The next method of home roasting we’ll look at is the use of an electric popcorn popper. This is the easiest method for a beginner to achieve great tasting coffee with more consistency and less practice. It also has the advantage of blowing the chaff out of the beans automatically. Additionally, electric popcorn poppers can be regularly found at thrift stores for $2-$5. The most popular type of popper for roasting is the West Bend Poppery II, but any type of popper with the correct hot air inflow (see below) will work.

There are two VERY important things that must be kept in mind when using this roasting method:
First, though they work well, electric popcorn poppers are not designed to roast coffee. So, not only will it void any warranty you may have on your popper, but also it is not uncommon to burn out the motor after 20-50 roasts. Also, not all poppers have the ability to roast coffee well. As the motors slowly degrade they will become unable to maintain the high levels of heat necessary for roasting so you may have to try multiple poppers to find one that works well. The voltage in your homes outlets can vary from time to time and this can also affect your ability to get consistent results (some more advanced home-roasters use a voltage variac machine to achieve constant power. These machines also allow you to adjust the voltage going into the popper which can give you greater control over the roast).

The second thing to remember is that the popcorn popper MUST have the correct air inflow chamber.

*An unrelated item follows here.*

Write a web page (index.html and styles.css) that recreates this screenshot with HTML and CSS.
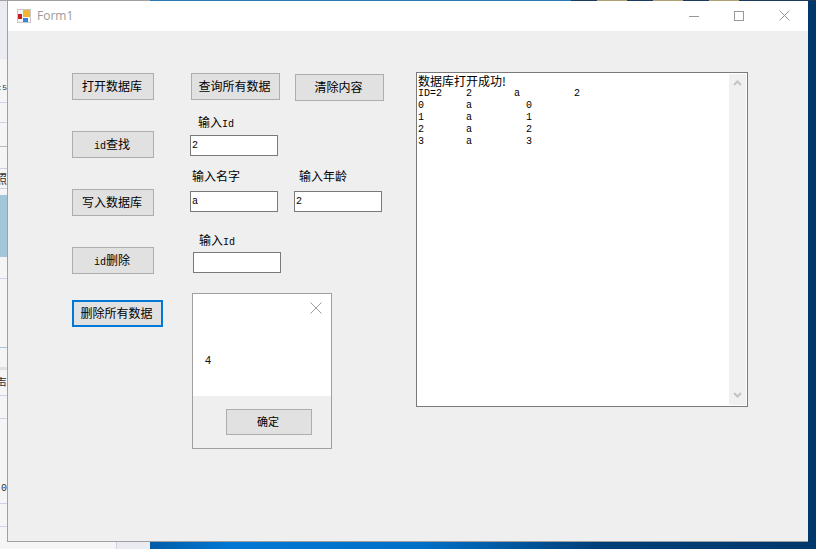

THIS IS CRITICAL! Hot air must enter the roasting chamber from the SIDE walls of the chamber NOT FROM THE BOTTOM! If you attempt to roast coffee in a popper with the incorrect hot air inflow you are at great risk of causing a fire.

To begin you’ll need:

  • Electric popcorn popper with SIDE ENTRY hot airflow.
  • A metal colander for cooling the beans.
  • Oven mitts or gloves.
  • A bowl to catch chaff blowing out of the popper.
  • A wooden spoon for stirring the beans while roasting when necessary and for cooling.
  • About a half cup of green coffee (use whatever the recommended volume of popcorn for the popper is).

Start your popper and place the chaff collection bowl under the opening of the popper (this bowl will not only collect chaff but also any stray beans that may pop out during roasting). Slowly fill the popper with the recommended volume of beans (usually about ½ cup). As the hot air begins to circulate, the beans should rotate a bit with the flow of air. If the beans do not rotate at the beginning, give them a gentle stir with the handle of your wooden spoon until they begin to spin on their own.
As the roasting begins, chaff will separate and fly off the beans and smoke will appear.

When the smell of the smoke changes from ‘baking bread’ to coffee and the beans start to crackle, begin to pay close attention and be ready to cool your beans when they have reached the desired roast.

Any time after the cracking begins you can cool the beans, but the longer you go the darker roast you’ll get. Don’t forget to allow for one to two minutes of cooling time when the beans will continue to roast on their own.

When you’re ready to cool, stop or unplug the popper and IMMEDIATELY pour the beans into your metal colander and stir vigorously for a minute or so or until the beans are cool to the touch. Any remaining chaff can also be removed at this point by simply blowing on the cooling beans.

When you are done roasting, wipe out the popper with a dry cloth to prevent the build-up of oils that can not only slow down your next roast but also creates a fire hazard.